Principal limitations include:
- The potential exponential scaling of codebook size for covering all manifolds in high-DoF morphologies, addressed via hierarchical, block-wise, or group-normalized codebooks (Vuong et al., 3 Mar 2025, Ling et al., 2024).
- Trade-offs between sequence length and reconstruction fidelity, where overly aggressive compression may reduce fine-grained controllability.
- In some frameworks, tokenizer pretraining remains decoupled from downstream policy learning; future integration of joint training or reinforcement-driven codebook adjustment is noted as a target for further research (Zou et al., 23 Dec 2025).
7. Applications, Extensions, and Future Directions
Whole-body action tokenizers are now central to:
- Real-time VLA robot control with 20+ DoF, including whole-body humanoids and bi-manual mobile platforms (Liu et al., 4 Dec 2025, Zou et al., 23 Dec 2025).
- Multimodal motion synthesis, including text-, music-, and speech-driven animation and cross-modal captioning (Ling et al., 2024).

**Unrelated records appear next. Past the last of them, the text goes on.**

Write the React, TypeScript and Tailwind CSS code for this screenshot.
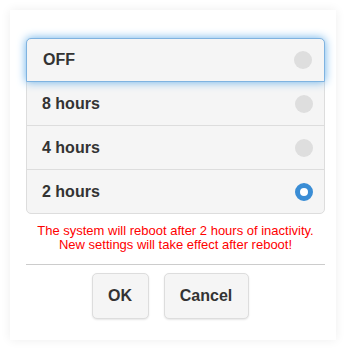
import React, { useState } from 'react'

const options = ['OFF', '8 hours', '4 hours', '2 hours']

function Radio({ checked }: { checked: boolean }) {
  if (checked) {
    return <span className="block h-[18px] w-[18px] rounded-full border-[5px] border-[#3a8dd5] bg-white" />
  }
  return <span className="block h-[18px] w-[18px] rounded-full bg-[#dedede]" />
}

export default function App() {
  const [selected] = useState(3)
  const focused = 0

  return (
    <div className="min-h-[350px] w-[346px] bg-white p-[10px] font-['Liberation_Sans',Arial,sans-serif]">
      <div className="flex h-[330px] w-[326px] flex-col bg-white pt-[28px] pr-[11px] pl-[16px] shadow-[0_0_10px_rgba(0,0,0,0.07)]">
        <div className="flex flex-col rounded-[5px] border border-[#dddddd] bg-[#f5f5f5]">
          {options.map((opt, i) => (
            <div
              key={opt}
              className={
                i === focused
                  ? 'relative z-10 -m-px flex h-[44px] items-center justify-between rounded-t-[5px] border border-[#7fb3e0] bg-[#f5f5f5] pr-[12px] pl-[16px] shadow-[0_0_10px_rgba(102,175,233,1)]'
                  : 'flex h-[44px] items-center justify-between border-t border-[#dddddd] pr-[11px] pl-[15px]'
              }
            >
              <span className="text-[16px] font-bold text-[#333333]">{opt}</span>
              <Radio checked={i === selected} />
            </div>
          ))}
        </div>

        <p className="mt-[10px] text-center text-[13px] leading-[14px] text-[#ff0000]">
          The system will reboot after 2 hours of inactivity.
          <br />
          New settings will take effect after reboot!
        </p>

        <hr className="mt-[12px] border-t border-[#cccccc]" />

        <div className="mt-[8px] flex justify-center gap-[15px] pr-[11px]">
          <button className="h-[46px] w-[57px] rounded-[5px] border border-[#dddddd] bg-[#f5f5f5] text-[16px] font-bold text-[#333333] shadow-[0_1px_2px_rgba(0,0,0,0.1)]">
            OK
          </button>
          <button className="h-[46px] w-[85px] rounded-[5px] border border-[#dddddd] bg-[#f5f5f5] text-[16px] font-bold text-[#333333] shadow-[0_1px_2px_rgba(0,0,0,0.1)]">
            Cancel
          </button>
        </div>
      </div>
    </div>
  )
}
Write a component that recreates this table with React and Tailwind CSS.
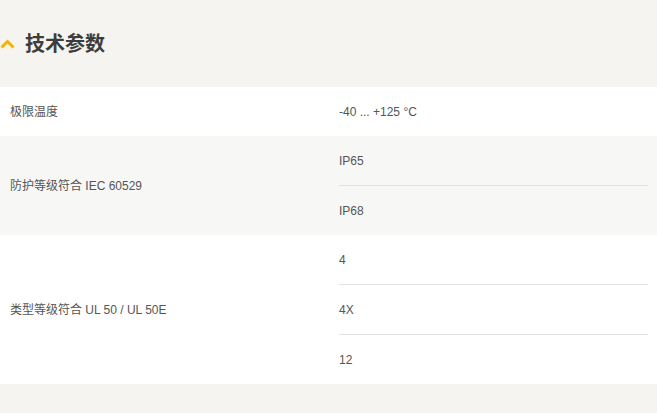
import React from 'react'

const rows = [
  { label: '极限温度', values: ['-40 ... +125 °C'], bg: 'bg-white' },
  { label: '防护等级符合 IEC 60529', values: ['IP65', 'IP68'], bg: 'bg-[#f7f7f5]' },
  { label: '类型等级符合 UL 50 / UL 50E', values: ['4', '4X', '12'], bg: 'bg-white' },
]

function App() {
  return (
    <div className='w-[657px] h-[413px] bg-[#f5f4f0] text-[#555] font-["Liberation_Sans","Noto_Sans_CJK_SC",sans-serif] overflow-hidden'>
      <div className='h-[87px] flex items-center gap-[10px]'>
        <svg width='15' height='10' viewBox='0 0 15 10' className='mt-[1px]'>
          <path d='M1.5 8.5 L7.5 2.5 L13.5 8.5' fill='none' stroke='#f4b400' strokeWidth='3' />
        </svg>
        <h2 className='text-[20px] font-bold text-[#3d3d3d] leading-none'>技术参数</h2>
      </div>
      <div>
        {rows.map((row) => (
          <div key={row.label} className={'flex ' + row.bg}>
            <div className='w-[339px] pl-[10px] flex items-center text-[12px]'>{row.label}</div>
            <div className='flex-1 pr-[9px]'>
              {row.values.map((v, i) => (
                <div key={v} className={'h-[49px] flex items-center text-[12px] ' + (i > 0 ? 'border-t border-[#e1e1e1] box-content' : '')}>{v}</div>
              ))}
            </div>
          </div>
        ))}
      </div>
    </div>
  )
}

export default App
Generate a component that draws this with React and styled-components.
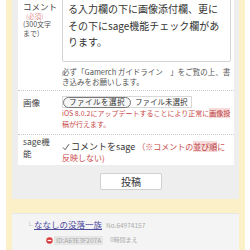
import styled, { createGlobalStyle } from 'styled-components';

const GlobalStyle = createGlobalStyle`
  body {
    margin: 0;
    background: #fff;
    font-family: "Noto Sans CJK JP", "Noto Sans", sans-serif;
    color: #444;
    overflow: hidden;
  }
`;

const Page = styled.div`
  padding: 0 5px 0 6px;
  height: 250px;
  overflow: hidden;
`;

const Frame = styled.div`
  margin-top: -8px;
  background: #fcf0c9;
  padding: 0 6px 40px;
`;

const FormPanel = styled.div`
  background: #eeeeee;
  padding: 0 5px 9px 6px;
`;

const Row = styled.div`
  display: grid;
  grid-template-columns: 39px 1fr;
  background: #fff;
  padding: ${(p) => p.$pad || '6px 3px 6px 5px'};
  border-bottom: ${(p) => (p.$last ? 'none' : '1px dotted #c8c8c8')};
`;

const Cell = styled.div`
  font-size: 8px;
  line-height: 11px;
`;

const Label = styled.div`
  font-size: 8.5px;
  line-height: ${(p) => p.$lh || '12px'};
  color: #444;
  padding-top: ${(p) => p.$top || '0'};
`;

const Required = styled.div`
  font-size: 6.5px;
  line-height: 8px;
  color: #e39191;
  padding-left: 3px;
`;

const Limit = styled.div`
  font-size: 7px;
  line-height: 9px;
  color: #555;
`;

const TextArea = styled.textarea`
  display: block;
  box-sizing: border-box;
  width: 100%;
  height: 64px;
  margin: 0;
  padding: 2px 5px 4px;
  border: 1px solid #d4d4d4;
  border-radius: 2px;
  font: inherit;
  font-size: 10px;
  line-height: 16.5px;
  color: #333;
  resize: none;
  overflow: hidden;
  background: #fff;
`;

const Note = styled.p`
  margin: 5px 0 0;
  font-size: 7.5px;
  line-height: 10px;
  color: #555;
`;

const FileBox = styled.div`
  display: flex;
  align-items: center;
  gap: 4px;
  width: fit-content;
  height: 10px;
  border: 1px solid #d8d8d8;
  padding-right: 3px;
  font-size: 7.5px;
  line-height: 10px;
  color: #333;
`;

const FileButton = styled.span`
  display: inline-flex;
  align-items: center;
  height: 11px;
  box-sizing: border-box;
  padding: 0 5px;
  border: 1px solid #777;
  border-radius: 6px;
  background: #f6f6f6;
  letter-spacing: 0.5px;
`;

const Warning = styled.div`
  font-size: 7px;
  line-height: 11px;
  color: #c94848;
`;

const Mark = styled.span`
  background: #f7dada;
  color: #b83a3a;
`;

const SageLine = styled.div`
  padding-top: 5px;
  font-size: 9px;
  line-height: 11px;
  color: #333;
`;

const Check = styled.svg`
  width: 8px;
  height: 8px;
  margin-right: 1px;
  vertical-align: -0.5px;
`;

const RedText = styled.span`
  font-size: 8px;
  color: #c94848;
`;

const SubmitBar = styled.div`
  display: flex;
  justify-content: center;
  padding-top: 8px;
  padding-left: 10px;
`;

const SubmitButton = styled.button`
  width: 62px;
  height: 17px;
  padding: 0;
  background: #fff;
  border: 1px solid #d0d0d0;
  border-radius: 2px;
  font-family: inherit;
  font-size: 10px;
  color: #333;
`;

const Card = styled.div`
  margin-top: 14px;
  background: #f4f4f4;
  border-top: 1px solid #e6e6e6;
  padding: 4px 6px 6px 14px;
`;

const NameLine = styled.div`
  display: flex;
  align-items: baseline;
  gap: 2px;
  line-height: 12px;
`;

const Corner = styled.span`
  font-size: 7px;
  color: #999;
  width: 6px;
`;

const NameLink = styled.a`
  font-size: 8.5px;
  color: #4f4c9e;
  text-decoration: underline;
`;

const PostNo = styled.span`
  margin-left: 2px;
  font-size: 6.5px;
  color: #aaa;
`;

const MetaLine = styled.div`
  display: flex;
  align-items: center;
  gap: 1px;
  margin: 3px 0 0 20px;
  line-height: 12px;
`;

const IdBadge = styled.span`
  background: #e6e6e6;
  color: #a5a5a5;
  font-size: 6.5px;
  line-height: 9px;
  padding: 0 2px;
`;

const Time = styled.span`
  margin-left: 6px;
  font-size: 6px;
  color: #aaa;
`;

const comment = 'る入力欄の下に画像添付欄、更に\nその下にsage機能チェック欄があ\nります。';

export default function App() {
  return (
    <Page>
      <GlobalStyle />
      <Frame>
        <FormPanel>
          <Row $pad="6px 3px 3px 5px">
            <Cell>
              <Label $lh="11px" $top="3px">コメント</Label>
              <Required>(必須)</Required>
              <Limit>(300文字<br />まで)</Limit>
            </Cell>
            <Cell>
              <TextArea readOnly value={comment} />
              <Note>
                必ず「Gamerch ガイドライン　」をご覧の上、書き込みをお願いします。
              </Note>
            </Cell>
          </Row>
          <Row $pad="5px 3px 4px 5px">
            <Label>画像</Label>
            <Cell>
              <FileBox>
                <FileButton>ファイルを選択</FileButton>
                ファイル未選択
              </FileBox>
              <Warning>
                iOS 8.0.2にアップデートすることにより正常に<Mark>画像投</Mark>稿が行えます。
              </Warning>
            </Cell>
          </Row>
          <Row $pad="1px 3px 2px 5px" $last>
            <Label $lh="11.5px">sage機<br />能</Label>
            <SageLine>
              <Check viewBox="0 0 10 10">
                <path d="M1.2 5.6 L3.9 8.4 L8.9 1.4" fill="none" stroke="#555" strokeWidth="1.2" />
              </Check>
              コメントをsage <RedText>（※コメントの<Mark>並び順</Mark>に反映しない)</RedText>
            </SageLine>
          </Row>
          <SubmitBar>
            <SubmitButton type="button">投稿</SubmitButton>
          </SubmitBar>
        </FormPanel>
        <Card>
          <NameLine>
            <Corner>└</Corner>
            <NameLink href="#">ななしの没落一族</NameLink>
            <PostNo>No.64974157</PostNo>
          </NameLine>
          <MetaLine>
            <svg width="7" height="7" viewBox="0 0 10 10">
              <circle cx="5" cy="5" r="4.6" fill="#d83b3b" />
              <rect x="2.3" y="4.1" width="5.4" height="1.8" fill="#fff" />
            </svg>
            <IdBadge>ID:A63E3F207A</IdBadge>
            <Time>0時間まえ</Time>
          </MetaLine>
        </Card>
      </Frame>
    </Page>
  );
}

- In-context imitation and zero-shot generalization from a handful of demonstrations (Vuong et al., 3 Mar 2025, Wang et al., 1 Jul 2025).
- Fast–slow asynchronous architectures, where compact tokens bridge disparate inference-rate subsystems (Zou et al., 23 Dec 2025).
Ongoing research seeks further compression, integration of multi-modal feedback (e.g., tactile), and expanded policy-codebook co-adaptation for more dynamic, contact-rich, and interactive tasks.
Principal references: (Wang et al., 1 Jul 2025, Xue et al., 16 Jun 2025, Pertsch et al., 16 Jan 2025, Ling et al., 2024, Liu et al., 4 Dec 2025, Vuong et al., 3 Mar 2025, Zou et al., 23 Dec 2025, Li et al., 2021).